Bethlehem police chief opposes IDs for 'illegal aliens'
Updated On: Jul 02 2014 02:59:20 PM CDT
Bethlehem’s police chief took a pre-emptive shot at the possibility of the city ever issuing identification cards to illegal immigrants.
On Tuesday night, Chief Mark DiLuzio told Bethlehem City Council: “I’m a police officer for 34 years and took an oath to uphold the law. I cannot condone the issuing of any state or local identification cards to individuals who are here illegally in this country.”
DiLuzio said during his police career, he has had first-hand encounters with many illegal aliens who had multiple fake driver’s licenses and identification cards.

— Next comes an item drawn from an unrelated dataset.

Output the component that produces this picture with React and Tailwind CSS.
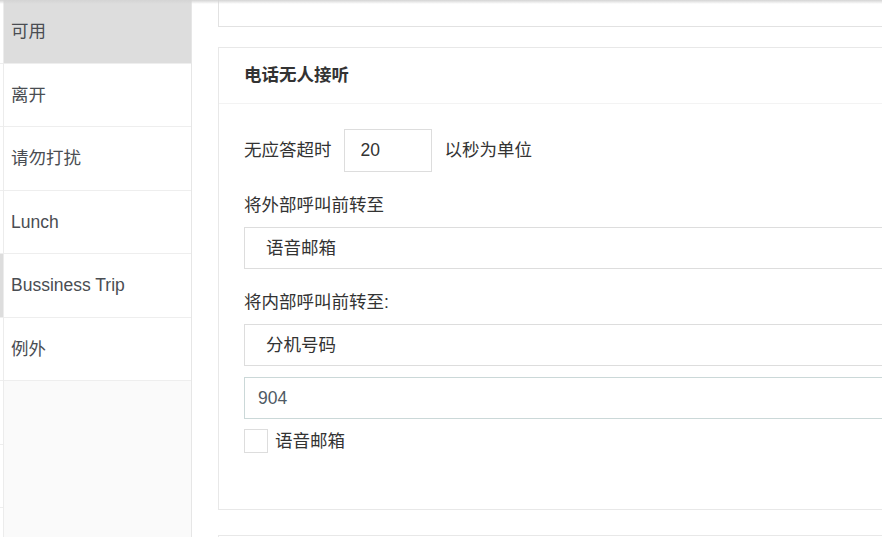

“Many had a criminal history in multiple states and were here from other states,” he said, adding they had been deported but returned to the United States under different names with different state driver’s licenses.
The chief indicated any local action to offer IDs to illegal immigrants will only generate more confusion with a federal immigration problem that already is out of control – “creating and encouraging more unlawful behavior.”
No one on City Council responded to the chief’s comments during the meeting.
After the meeting, council president J. William Reynolds said: “It wasn’t even something we’ve thought about before.” He added, as far as he knows, there has been no discussion about the issue among council members.
Mayor Robert Donchez said he also is not aware of any movement by City Council to take action on ID cards for illegal immigrants. Donchez said he also has had no discussions with anyone about that issue.
DiLuzio spent most of his time addressing City Council by reading a letter Northampton County District Attorney John Morganelli sent to all police chiefs in the county.
Morganelli asked the chiefs to oppose efforts by their municipalities to grant benefits to individuals who are in this country illegally.
“As chief law enforcement officer in Northampton County, I am adamantly opposed to allowing individuals who are illegally in the country to integrate themselves by obtaining state-issued or municipal-issued valid identification cards,” wrote the district attorney.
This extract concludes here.